### Data block

------------------------------------------------------------------------

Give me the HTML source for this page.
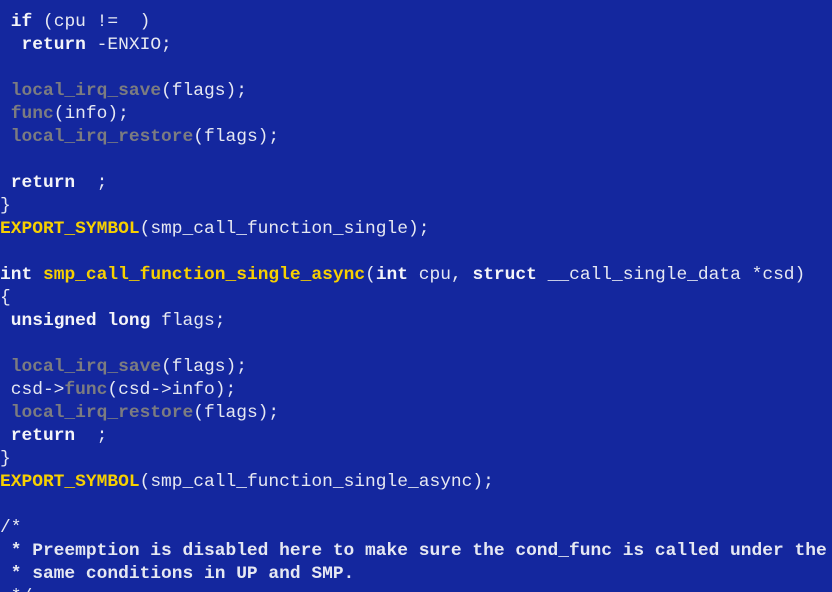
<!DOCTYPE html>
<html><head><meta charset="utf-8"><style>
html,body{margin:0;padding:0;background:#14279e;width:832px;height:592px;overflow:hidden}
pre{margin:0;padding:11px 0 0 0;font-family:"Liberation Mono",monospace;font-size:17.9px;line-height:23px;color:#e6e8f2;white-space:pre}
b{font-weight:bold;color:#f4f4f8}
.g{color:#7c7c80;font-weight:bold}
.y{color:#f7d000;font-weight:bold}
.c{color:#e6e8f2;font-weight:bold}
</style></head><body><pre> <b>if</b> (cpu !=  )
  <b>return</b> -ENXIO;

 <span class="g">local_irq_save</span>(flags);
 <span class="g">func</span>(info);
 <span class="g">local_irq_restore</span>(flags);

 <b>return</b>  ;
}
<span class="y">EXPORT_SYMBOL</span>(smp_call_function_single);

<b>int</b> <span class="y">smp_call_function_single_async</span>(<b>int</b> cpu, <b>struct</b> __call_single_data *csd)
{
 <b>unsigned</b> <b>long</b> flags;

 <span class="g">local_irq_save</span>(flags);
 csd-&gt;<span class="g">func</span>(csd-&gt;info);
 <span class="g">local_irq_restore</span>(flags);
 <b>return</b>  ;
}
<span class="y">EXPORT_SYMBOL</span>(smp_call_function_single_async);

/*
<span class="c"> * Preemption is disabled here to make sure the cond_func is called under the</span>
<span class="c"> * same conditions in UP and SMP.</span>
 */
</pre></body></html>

------------------------------------------------------------------------

### Work instructions
Repeat the listing above exactly, with no pictures.

### Complete response
Give me the HTML source for this page.
<!DOCTYPE html>
<html><head><meta charset="utf-8"><style>
html,body{margin:0;padding:0;background:#14279e;width:832px;height:592px;overflow:hidden}
pre{margin:0;padding:11px 0 0 0;font-family:"Liberation Mono",monospace;font-size:17.9px;line-height:23px;color:#e6e8f2;white-space:pre}
b{font-weight:bold;color:#f4f4f8}
.g{color:#7c7c80;font-weight:bold}
.y{color:#f7d000;font-weight:bold}
.c{color:#e6e8f2;font-weight:bold}
</style></head><body><pre> <b>if</b> (cpu !=  )
  <b>return</b> -ENXIO;

 <span class="g">local_irq_save</span>(flags);
 <span class="g">func</span>(info);
 <span class="g">local_irq_restore</span>(flags);

 <b>return</b>  ;
}
<span class="y">EXPORT_SYMBOL</span>(smp_call_function_single);

<b>int</b> <span class="y">smp_call_function_single_async</span>(<b>int</b> cpu, <b>struct</b> __call_single_data *csd)
{
 <b>unsigned</b> <b>long</b> flags;

 <span class="g">local_irq_save</span>(flags);
 csd-&gt;<span class="g">func</span>(csd-&gt;info);
 <span class="g">local_irq_restore</span>(flags);
 <b>return</b>  ;
}
<span class="y">EXPORT_SYMBOL</span>(smp_call_function_single_async);

/*
<span class="c"> * Preemption is disabled here to make sure the cond_func is called under the</span>
<span class="c"> * same conditions in UP and SMP.</span>
 */
</pre></body></html>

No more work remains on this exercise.